The Pound Rebounds as Brexit Leaders Extended Deadline | - International

The Pound Rebounds as Brexit Leaders Extended Deadline

Brexit talks keep hitting a brick wall, but time really could be running out for the UK to get a trade deal.

It was a volatile and bearish week for the British pound as talks between the EU and UK failed to produce a trade deal by Friday’s close. The pound was broadly lower and lost notable ground against the Australian dollar with GBP/AUD depreciating by over 3%. Yet news late Sunday night that leaders agreed to extend the Brexit deadline yet again has seen pound pairs gap higher higher in early Asian trade. GBP/USD is back above 1.3300 and rebounded 0.94% whilst GBP/JPY has recovered by 1.04%.

Odds of US stimulus being rolled out before the new year weighed on sentiment and saw US indices under pressure midway through last week. That said, traders appear to be holding out to see if Santa’s rally can push equities back to new highs. Over the past 5 years the rally has generally occurred in the second half of December.

Commodities moved broadly higher with Thomson Reuters CRB commodity index pushing to a 9-month high. Yet Gold (XAU/USD) bugs failed to make any impact as the yellow metal essentially closed flat for the week.

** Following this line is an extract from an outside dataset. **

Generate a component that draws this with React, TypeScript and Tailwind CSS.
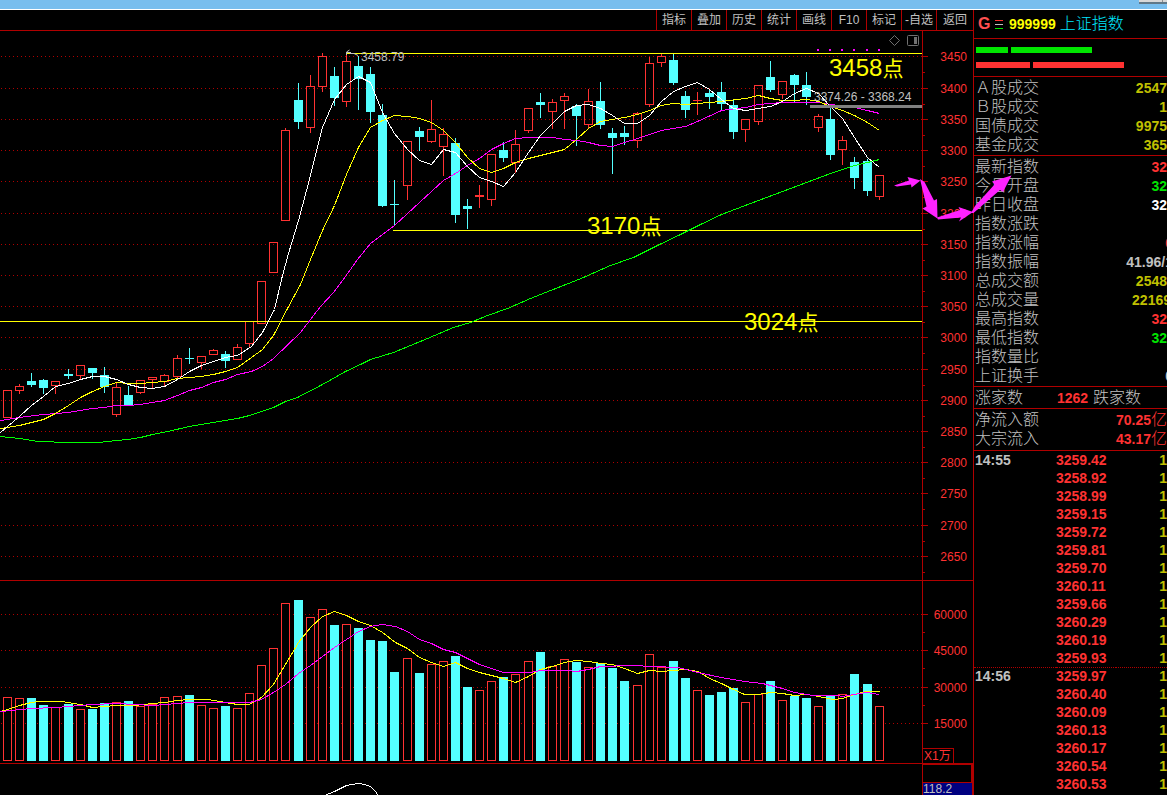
import React from "react";

type Candle = ["r" | "c", number, number, number, number, number];

// [direction, high, body top, body bottom, low, volume top]
const CANDLES: Candle[] = [
  ["r", 390, 390, 418, 418, 697], ["r", 384, 386, 391, 394, 698], ["c", 373, 381, 385, 386, 698],
  ["c", 379, 380, 388, 393, 705], ["r", 381, 381, 386, 394, 707], ["c", 369, 374, 376, 378, 704],
  ["r", 365, 365, 376, 379, 709], ["c", 368, 368, 373, 378, 709], ["c", 367, 375, 387, 392, 703],
  ["r", 382, 387, 415, 417, 702], ["c", 386, 395, 405, 405, 701], ["r", 380, 380, 393, 394, 706],
  ["r", 377, 377, 380, 388, 704], ["r", 374, 375, 382, 387, 697], ["r", 355, 358, 377, 379, 696],
  ["c", 348, 358, 359, 363, 695], ["r", 356, 356, 363, 369, 705], ["r", 349, 350, 355, 355, 708],
  ["c", 351, 354, 361, 367, 706], ["r", 344, 347, 360, 360, 708], ["r", 321, 321, 344, 347, 693],
  ["r", 281, 281, 324, 324, 665], ["r", 242, 242, 273, 273, 648], ["r", 128, 130, 221, 221, 603],
  ["c", 83, 100, 122, 128, 600], ["r", 75, 86, 128, 133, 617], ["r", 53, 56, 87, 92, 609],
  ["c", 67, 76, 98, 105, 625], ["r", 53, 61, 102, 107, 624], ["c", 56, 66, 79, 109, 628],
  ["c", 67, 74, 112, 122, 640], ["c", 104, 115, 206, 206, 641], ["c", 180, 204, 205, 224, 672],
  ["r", 141, 141, 186, 200, 658], ["c", 127, 131, 137, 150, 673], ["r", 100, 129, 142, 143, 664],
  ["r", 128, 134, 147, 176, 661], ["c", 138, 143, 215, 222, 656], ["c", 199, 206, 209, 228, 687],
  ["r", 185, 195, 197, 207, 690], ["r", 154, 154, 200, 206, 681], ["c", 142, 150, 158, 161, 677],
  ["r", 130, 144, 163, 173, 674], ["r", 108, 108, 131, 133, 661], ["c", 93, 102, 105, 117, 652],
  ["r", 99, 102, 112, 129, 666], ["r", 93, 96, 101, 129, 659], ["c", 104, 106, 116, 145, 662],
  ["r", 89, 101, 125, 128, 667], ["c", 82, 101, 125, 128, 663], ["c", 128, 133, 138, 173, 668],
  ["c", 126, 133, 137, 144, 681], ["r", 112, 113, 141, 148, 685], ["r", 57, 63, 105, 107, 654],
  ["r", 54, 56, 63, 67, 667], ["c", 53, 60, 83, 84, 661], ["c", 91, 96, 110, 117, 678],
  ["r", 92, 100, 101, 114, 690], ["c", 90, 93, 97, 108, 695], ["c", 82, 92, 104, 110, 692],
  ["c", 100, 105, 132, 138, 688], ["r", 119, 119, 130, 142, 702], ["r", 85, 85, 122, 125, 694],
  ["c", 61, 77, 90, 91, 681], ["r", 81, 81, 95, 99, 700], ["c", 74, 75, 85, 102, 696],
  ["c", 72, 85, 97, 104, 698], ["r", 114, 116, 128, 132, 706], ["c", 107, 119, 155, 159, 696],
  ["r", 136, 140, 150, 165, 694], ["c", 157, 162, 178, 188, 674], ["c", 159, 161, 191, 195, 684],
  ["r", 175, 175, 197, 200, 706],
];

const candleX = (i: number) => 7 + 12 * i + Math.floor((2 * i + 10) / 19);

const MA_WHITE =
  "0,432 7,426 19,416 31,405 43,396 55,386 68,383 80,379 92,376 104,376 116,379 128,384 140,387 152,388 164,386 177,379 189,371 201,365 213,361 225,357 237,355 251,346 262,332 274,309 282,275 288,253 298,220 310,175 322,127 334,99 346,84 358,76 370,82 382,112 394,133 407,149 419,160 431,164 443,149 455,152 467,166 479,177 491,181 503,186 515,172 528,152 540,135 552,123 564,111 576,105 588,104 600,108 612,115 624,123 637,123 649,115 661,101 673,91 685,86 697,82 709,89 721,99 733,108 745,110 758,108 770,106 782,101 794,93 806,88 818,93 830,106 842,118 854,137 867,157 879,167";
const MA_YELLOW =
  "0,428 19,425 31,422 43,419 55,413 68,405 80,397 92,391 104,386 116,382 128,383 140,383 152,382 164,381 177,378 189,377 201,376 213,374 225,371 237,367 251,357 262,349 273,335 287,308 300,284 310,259 322,230 334,205 346,174 358,147 370,127 382,120 394,115 407,116 419,118 431,122 443,130 455,142 467,157 479,168 491,172 503,168 515,162 528,158 540,155 564,149 576,139 588,128 600,121 612,119 624,117 637,114 649,110 661,105 673,103 685,104 709,102 721,101 745,98 758,95 770,98 782,100 794,100 806,99 818,101 830,106 842,110 854,115 867,122 879,130";
const MA_MAGENTA =
  "0,420 19,417 43,414 68,412 80,410 92,408 104,407 116,405 128,405 140,404 152,402 164,400 177,395 189,390 201,387 213,382 225,379 237,374 251,371 262,366 273,358 300,332 320,306 333,292 345,276 357,259 370,243 394,225 419,202 443,180 455,173 467,165 479,158 491,149 503,143 515,138 528,137 552,137 564,139 576,140 588,142 600,145 612,146 624,142 637,138 661,130 685,126 697,121 721,110 745,107 758,104 782,102 818,102 830,104 854,107 867,110 879,113";
const MA_GREEN =
  "0,436 19,438 38,441 68,442 98,442 116,440 128,439 140,437 152,434 167,431 189,426 213,422 237,418 249,415 273,407 285,401 297,397 322,384 345,371 360,364 370,359 393,352 427,338 453,327 470,322 487,315 507,308 530,298 583,277 610,265 633,257 657,245 680,234 700,224 721,214 758,200 806,182 830,173 854,165 867,162 879,159";
const VOL_YELLOW =
  "0,711 7,709 19,705 31,702 38,701 61,701 80,704 92,707 104,706 116,705 134,705 152,703 164,702 177,700 189,699 207,699 225,702 237,704 249,704 261,697 273,684 285,664 298,642 310,627 322,616 334,611 346,615 358,621 370,625 382,632 395,642 407,648 419,657 431,662 443,666 455,662 467,668 479,672 491,675 503,678 515,682 528,676 540,669 552,666 564,662 576,660 588,661 600,663 612,664 624,668 637,673 649,670 661,671 685,669 698,671 709,678 721,683 733,689 744,694 758,694 770,692 782,693 794,695 806,694 818,696 833,699 842,698 854,694 866,691 879,691";
const VOL_MAGENTA =
  "0,711 31,708 55,707 80,705 92,704 116,703 152,705 177,703 189,702 249,702 261,699 273,692 285,684 298,673 310,665 322,656 334,647 346,639 358,631 370,626 382,624 395,626 407,631 419,639 431,643 443,649 455,652 467,658 479,664 503,672 530,672 540,670 567,670 576,671 588,669 600,666 632,665 653,666 678,667 697,672 721,677 744,681 762,683 782,688 794,692 813,695 837,695 842,696 854,694 866,692 879,694";

const PRICE_TICKS = Array.from({ length: 17 }, (_, i) => ({
  value: 3450 - 50 * i,
  y: Math.round(56.4 + 31.22 * i),
}));
const VOLUME_TICKS = [
  { value: 60000, y: 614 },
  { value: 45000, y: 650 },
  { value: 30000, y: 687 },
  { value: 15000, y: 723 },
];

const MENU = ["指标", "叠加", "历史", "统计", "画线", "F10", "标记", "-自选", "返回"];

const TURNOVER = [
  { label: "Ａ股成交", value: "2547" },
  { label: "Ｂ股成交", value: "1" },
  { label: "国债成交", value: "9975" },
  { label: "基金成交", value: "365" },
];

const QUOTES = [
  { label: "最新指数", value: "32", tone: "text-[#ff3232]" },
  { label: "今日开盘", value: "32", tone: "text-[#00e600]" },
  { label: "昨日收盘", value: "32", tone: "text-white" },
  { label: "指数涨跌", value: "", tone: "" },
  { label: "指数涨幅", value: "0", tone: "text-[#ff3232] -mr-[6px]" },
  { label: "指数振幅", value: "41.96/1", tone: "text-[#c0c0c0] -mr-[6px]" },
  { label: "总成交额", value: "2548", tone: "text-[#c0c000]" },
  { label: "总成交量", value: "22169", tone: "text-[#c0c000] -mr-1" },
  { label: "最高指数", value: "32", tone: "text-[#ff3232]" },
  { label: "最低指数", value: "32", tone: "text-[#00e600]" },
  { label: "指数量比", value: "", tone: "" },
  { label: "上证换手", value: "0", tone: "text-[#c0c0c0] -mr-[6px]" },
];

const TRADES = [
  ["14:55", "3259.42"], ["", "3258.92"], ["", "3258.99"], ["", "3259.15"], ["", "3259.72"],
  ["", "3259.81"], ["", "3259.70"], ["", "3260.11"], ["", "3259.66"], ["", "3260.29"],
  ["", "3260.19"], ["", "3259.93"], ["14:56", "3259.97"], ["", "3260.40"], ["", "3260.09"],
  ["", "3260.13"], ["", "3260.17"], ["", "3260.54"], ["", "3260.53"],
];

function Line({ points, color }: { points: string; color: string }) {
  return (
    <polyline points={points} transform="translate(0.5 0.5)" fill="none" stroke={color} strokeWidth="1" shapeRendering="crispEdges" />
  );
}

function GridLines({ ys }: { ys: number[] }) {
  return (
    <>
      {ys.map((y) => (
        <line key={y} x1="1" x2="100%" y1={y + 0.5} y2={y + 0.5} stroke="#b00000" strokeDasharray="1 3" shapeRendering="crispEdges" />
      ))}
    </>
  );
}

function CandleMark({ i, candle }: { i: number; candle: Candle }) {
  const [kind, high, top, bottom, low] = candle;
  const x = candleX(i);
  if (kind === "c" || bottom - top < 3) {
    const fill = kind === "c" ? "#54ffff" : "#ff3232";
    return (
      <g fill={fill}>
        <rect x={x} y={high} width="1" height={low - high + 1} />
        <rect x={x - 4} y={top} width="9" height={Math.max(1, bottom - top)} />
      </g>
    );
  }
  return (
    <g fill="none" stroke="#ff3232">
      <path d={`M${x + 0.5} ${high}V${top}M${x + 0.5} ${bottom}V${low}`} />
      <rect x={x - 3.5} y={top + 0.5} width="8" height={bottom - top - 1} />
    </g>
  );
}

function PointLabel({ x, y, value }: { x: number; y: number; value: string }) {
  return (
    <text x={x} y={y} fill="#ffff00" fontSize="24">
      {value}
      <tspan fontSize="21">点</tspan>
    </text>
  );
}

function PriceChart() {
  return (
    <svg className="h-[549px] min-w-0 flex-1" role="img" aria-label="上证指数 K线">
      <g transform="translate(0 -31)">
        <GridLines ys={PRICE_TICKS.map((t) => t.y)} />
        <g shapeRendering="crispEdges">
          {CANDLES.map((c, i) => (
            <CandleMark key={i} i={i} candle={c} />
          ))}
          <rect x="346" y="53" width="100%" height="1" fill="#ffff00" />
          <rect x="393" y="230" width="100%" height="1" fill="#ffff00" />
          <rect x="0" y="321" width="100%" height="1" fill="#ffff00" />
        </g>
        <Line points={MA_GREEN} color="#00ff00" />
        <Line points={MA_MAGENTA} color="#ff00ff" />
        <Line points={MA_YELLOW} color="#ffff00" />
        <Line points={MA_WHITE} color="#ffffff" />
        <rect x="810" y="105" width="100%" height="3" fill="#808080" />
        {[818, 830, 842, 854, 867, 879].map((x) => (
          <rect key={x} x={x - 1} y="49" width="2" height="2" fill="#ff00ff" />
        ))}
        <path d="M346 52.5h5M346.5 55v-3l3-2M350 53.5h4l4 2" stroke="#c0c0c0" fill="none" />
        <text x="361" y="61" fontSize="12" fill="#c0c0c0">3458.79</text>
        <text x="814" y="101" fontSize="12" fill="#c0c0c0">3374.26 - 3368.24</text>
        <PointLabel x={829} y={76} value="3458" />
        <PointLabel x={587} y={234} value="3170" />
        <PointLabel x={744} y={330} value="3024" />
        <path d="M894.5 35.5l5 5-5 5-5-5z" fill="none" stroke="#707070" />
        <rect x="907.5" y="35.5" width="11" height="10" rx="1" fill="none" stroke="#707070" />
        <rect x="914" y="37" width="3" height="7" fill="#707070" />
      </g>
    </svg>
  );
}

function PriceAxis() {
  return (
    <svg className="h-[549px] w-[51px] shrink-0 border-l border-[#b00000]" role="img" aria-label="指数坐标">
      <g transform="translate(0 -31)">
        {PRICE_TICKS.map((t) => (
          <g key={t.value}>
            <rect x="0" y={t.y} width="5" height="1" fill="#b00000" />
            <rect x="0" y={t.y + 16} width="2" height="1" fill="#b00000" />
            <text x="44" y={t.y + 5} fontSize="12" textAnchor="end" fill="#ff3232">{t.value}</text>
          </g>
        ))}
      </g>
    </svg>
  );
}

function VolumeChart() {
  return (
    <svg className="h-[182px] min-w-0 flex-1" role="img" aria-label="成交量">
      <g transform="translate(0 -581)">
        <GridLines ys={VOLUME_TICKS.map((t) => t.y)} />
        <g shapeRendering="crispEdges">
          {CANDLES.map((c, i) =>
            c[0] === "c" ? (
              <rect key={i} x={candleX(i) - 4} y={c[5]} width="9" height={761 - c[5]} fill="#54ffff" />
            ) : (
              <rect key={i} x={candleX(i) - 3.5} y={c[5] + 0.5} width="8" height={760 - c[5]} fill="#000000" stroke="#ff3232" />
            ),
          )}
        </g>
        <Line points={VOL_YELLOW} color="#ffff00" />
        <Line points={VOL_MAGENTA} color="#ff00ff" />
      </g>
    </svg>
  );
}

function VolumeAxis() {
  return (
    <div className="flex h-[182px] w-[51px] shrink-0 flex-col border-l border-[#b00000]">
      <svg className="h-[167px] w-full" role="img" aria-label="成交量坐标">
        <g transform="translate(0 -581)">
          {VOLUME_TICKS.map((t) => (
            <g key={t.value}>
              <rect x="0" y={t.y} width="5" height="1" fill="#b00000" />
              {t.value > 15000 && <rect x="0" y={t.y + 18} width="2" height="1" fill="#b00000" />}
              <text x="44" y={t.y + 5} fontSize="12" textAnchor="end" fill="#ff3232">{t.value}</text>
            </g>
          ))}
        </g>
      </svg>
      <div className="h-[15px] w-[31px] border-t border-r border-[#b00000] pl-px text-xs leading-[15px] whitespace-nowrap text-[#ff3232]">
        X1万
      </div>
    </div>
  );
}

function TrendArrows() {
  return (
    <svg className="pointer-events-none absolute top-[170px] right-[154px] h-[54px] w-[120px]" viewBox="893 170 120 54" aria-hidden="true">
      <g fill="#ff22ff">
        <path d="M894 185.5L909 180.5L907.5 177L920.5 180.5L911.5 187.5L911 184.5L897 186.5z" />
        <path d="M920 179L924.5 182L934 200.5L937 199L937.5 218.5L922.5 208.5L926.5 206.5z" />
        <path d="M937 217.5L960 210L958.5 207L973 212L959 221.5L961 217.5L938 219.5z" />
        <path d="M971 213L975 206L994.5 184.5L992 181.5L1011.5 175.5L1003 192L1000 190L973.5 213z" />
      </g>
    </svg>
  );
}

function IndexPanel() {
  return (
    <aside className="w-[194px] shrink-0 overflow-hidden border-l border-[#b00000] whitespace-nowrap text-[#c0c0c0]">
      <h1 className="flex h-[29px] items-center border-b border-[#b00000] pl-1 text-sm">
        <span className="w-[17px] text-base font-bold text-[#ff5050]">G</span>
        <svg className="mr-[6px] h-[9px] w-2" aria-hidden="true" shapeRendering="crispEdges">
          <rect width="8" height="1" fill="#ff3232" />
          <rect y="4" width="8" height="1" fill="#c0c0c0" />
          <rect y="8" width="8" height="1" fill="#00e600" />
        </svg>
        <span className="mr-1 font-bold text-[#ffff00]">999999</span>
        <span className="text-base font-light text-[#00e6ff]">上证指数</span>
      </h1>
      <div className="flex h-[38px] flex-col gap-[9px] border-b border-[#b00000] pt-2 pl-0.5">
        <div className="flex h-[6px] gap-[3px]">
          <i className="w-8 bg-[#00e600]" />
          <i className="w-[81px] bg-[#00e600]" />
        </div>
        <div className="flex h-[6px] gap-[3px]">
          <i className="w-[54px] bg-[#ff3232]" />
          <i className="w-[91px] bg-[#ff3232]" />
        </div>
      </div>
      <dl className="border-b border-[#b00000] pt-px pb-px">
        {TURNOVER.map((row) => (
          <div key={row.label} className="flex h-[19px] items-center justify-between pl-px">
            <dt className="text-base leading-[19px] font-light">{row.label}</dt>
            <dd className="text-sm leading-4 font-bold text-[#c0c000]">{row.value}</dd>
          </div>
        ))}
      </dl>
      <dl className="border-b border-[#b00000] pt-px pb-px">
        {QUOTES.map((row) => (
          <div key={row.label} className="flex h-[19px] items-center justify-between pl-px">
            <dt className="text-base leading-[19px] font-light">{row.label}</dt>
            <dd className={`text-sm leading-4 font-bold ${row.tone}`}>{row.value}</dd>
          </div>
        ))}
      </dl>
      <div className="flex h-[22px] items-center border-b border-[#b00000] pl-px text-base font-light">
        <span className="w-[82px]">涨家数</span>
        <b className="w-9 text-sm leading-4 font-bold text-[#ff3232]">1262</b>
        <span>跌家数</span>
      </div>
      <dl className="border-b border-[#b00000] pt-px pb-0.5">
        {[["净流入额", "70.25"], ["大宗流入", "43.17"]].map(([label, value]) => (
          <div key={label} className="flex h-[19px] items-center justify-between pl-px">
            <dt className="text-base leading-[19px] font-light">{label}</dt>
            <dd className="flex items-center text-[#ff3232]">
              <b className="text-sm leading-4 font-bold">{value}</b>
              <span className="text-base leading-[19px] font-light">亿</span>
            </dd>
          </div>
        ))}
      </dl>
      <table className="w-full table-fixed border-separate border-spacing-0 text-sm leading-[17px] font-bold">
        <tbody>
          {TRADES.map(([time, price], i) => (
            <tr key={i} className="h-[18px]">
              <td className={`w-[82px] border-t border-dotted p-0 pl-px ${time && i ? "border-[#b00000]" : "border-transparent"}`}>{time}</td>
              <td className={`w-[60px] border-t border-dotted p-0 text-[#ff3232] ${time && i ? "border-[#b00000]" : "border-transparent"}`}>{price}</td>
              <td className={`border-t border-dotted p-0 text-right text-[#c0c000] ${time && i ? "border-[#b00000]" : "border-transparent"}`}>1</td>
            </tr>
          ))}
        </tbody>
      </table>
    </aside>
  );
}

export default function App() {
  return (
    <div className="relative min-h-screen overflow-hidden bg-black font-['Liberation_Sans','Noto_Sans_CJK_SC',sans-serif]">
      <header className="flex h-[10px] items-start justify-end border-b border-white bg-[#78beee]">
        <div className="flex h-1 w-[28px] justify-end border-b-2 border-[#607888] bg-[#d8d8d8]">
          <i className="mr-1 w-px bg-[#909090]" />
        </div>
      </header>
      <div className="flex">
        <main className="min-w-0 flex-1">
          <nav className="flex h-[21px] justify-end border-b border-[#b00000]">
            {MENU.map((item) => (
              <button key={item} type="button" className="w-[35px] border-l border-[#b00000] text-center text-xs leading-5 whitespace-nowrap text-[#c0c0c0] last:w-[37px]">
                {item}
              </button>
            ))}
          </nav>
          <section className="flex border-b border-[#b00000]">
            <PriceChart />
            <PriceAxis />
          </section>
          <section className="flex border-b border-[#b00000]">
            <VolumeChart />
            <VolumeAxis />
          </section>
          <section className="flex h-[31px] overflow-hidden">
            <svg className="h-[31px] min-w-0 flex-1" aria-hidden="true">
              <g transform="translate(0 -764)">
                <Line points="320,797 324,795 334,791 346,785 352,784 358,783 364,784 370,786 375,791 378,796" color="#ffffff" />
              </g>
            </svg>
            <div className="flex w-[51px] shrink-0 flex-col border-r border-l border-[#b00000]">
              <div className="h-[19px] border-t border-r border-b border-[#b00000]" />
              <div className="h-3 bg-[#000080] text-xs leading-3 text-[#c0c0c0]">118.2</div>
            </div>
          </section>
        </main>
        <IndexPanel />
      </div>
      <TrendArrows />
    </div>
  );
}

Crypto markets continued to retrace lower from recent highs, yet momentum is not convincing enough to assume a bearish reversal. Bitcoin (BTCUSD) and Ethereum (ETHUSD) produced bearish engulfing weeks and Ripple (XRPUSD) produced a bearish outside week, yet all markets remain above key support levels.


Today’s Calendar Events (Times are GMT+11 Sydney)

There are no major economic events scheduled for today although GBP pairs may be vulnerable to Brexit headline risks this week.

  • There are no major economic events scheduled for today.
  • Traders will keep close tabs on any Brexit headlines.


EUR/USD: Bias Remains Bullish Above 1.2000

The Euro is consolidating near its highs yet signs of USD strength elsewhere have put us on guard for a potential retracement towards 1.2000.

The weekly chart is carving out a strong, bullish impulsive move and recently closed to its highest level since April 2018. Given the strength of the move the bias is for an eventual break above the 1.2555 high over the coming months. Yet a bearish harami pattern has formed to show a hesitancy to break higher. Given signs of USD strength elsewhere, we could see prices retrace before continuing on its bullish trend.

  • The daily chart is consolidating within a potential bull flag pattern and found resistance around the February 2018 lows. A break above 1.2177 assumes bullish continuation.
  • A break beneath Wednesday’s low assumes a deeper correction and brings 1.2000 into focus for bears.
  • Yet we expect 1.2000 to provide solid support and for dip buyers to return, forcing EUR/USD to resume its bullish trend. 


Nasdaq 100 (USTEC): Can Santa’s Rally Push Nasdaq to New Highs?

A large bearish engulfing formed at the all-time highs yet traders appear to be holding out for Santa's rally to take the Nasdaq to fresh highs.

US indices have pulled back from their record highs but, given the second half of December tends to be a strong week for equities for “Santa’s rally” then we are on the lookout for a resumption of the trend. However, there are a few warning signs of a deeper correction.

The weekly chart remains in a strong uptrend but a dark cloud cover pattern has formed at the record highs. A break beneath 12,085 confirms the bearish reversal pattern.

A bearish engulfing candle saw momentum reverse at the record high, although two bullish pinbars have found support around the 50% retracement level and October’s high.

  • A break above Thursday’s bullish hammer suggest a minor rebound could be in play. Although we would want to see strong bullish momentum to suggest a ret-test (and breakout to new highs) is on the cards.
  • A break beneath Thursday’s hammer low assumes a re-test of 12,085 (61.8% Fibonacci level).
  • A Break below 12,085 confirms the 2-week dark clod cover pattern and brings the 11,805 lows into focus.


Gold (XAU/USD): Lower High Forms Within Bearish Channel

A break below 1821 would confirm a bearish reversal pattern on the four-hour chart called a head and shoulders top.

In line with 30-year seasonality pattern, gold is currently trading higher in December. Yet price action on the weekly chart remains choppy to suggest it is still within a correction and last week closed with a bearish pinbar pattern. Price action also remains confined within a bearish channel.

The daily chart also suggests a swing higher has formed 1875.25 due to the bearish opening marabuzo candle which formed on Monday.

  • The near-term bias remains bearish below 1850, which is also near the 50% Marabuzo line of the daily chart.
  • A break beneath 1818 assumes bearish continuation and confirms a bearish head and shoulders pattern. The pattern projects a target around 1768 although 1800 makers a likely interim target.
  • A break above 1850 invalidates the near-term bearish bias and brings the 1875 high into focus.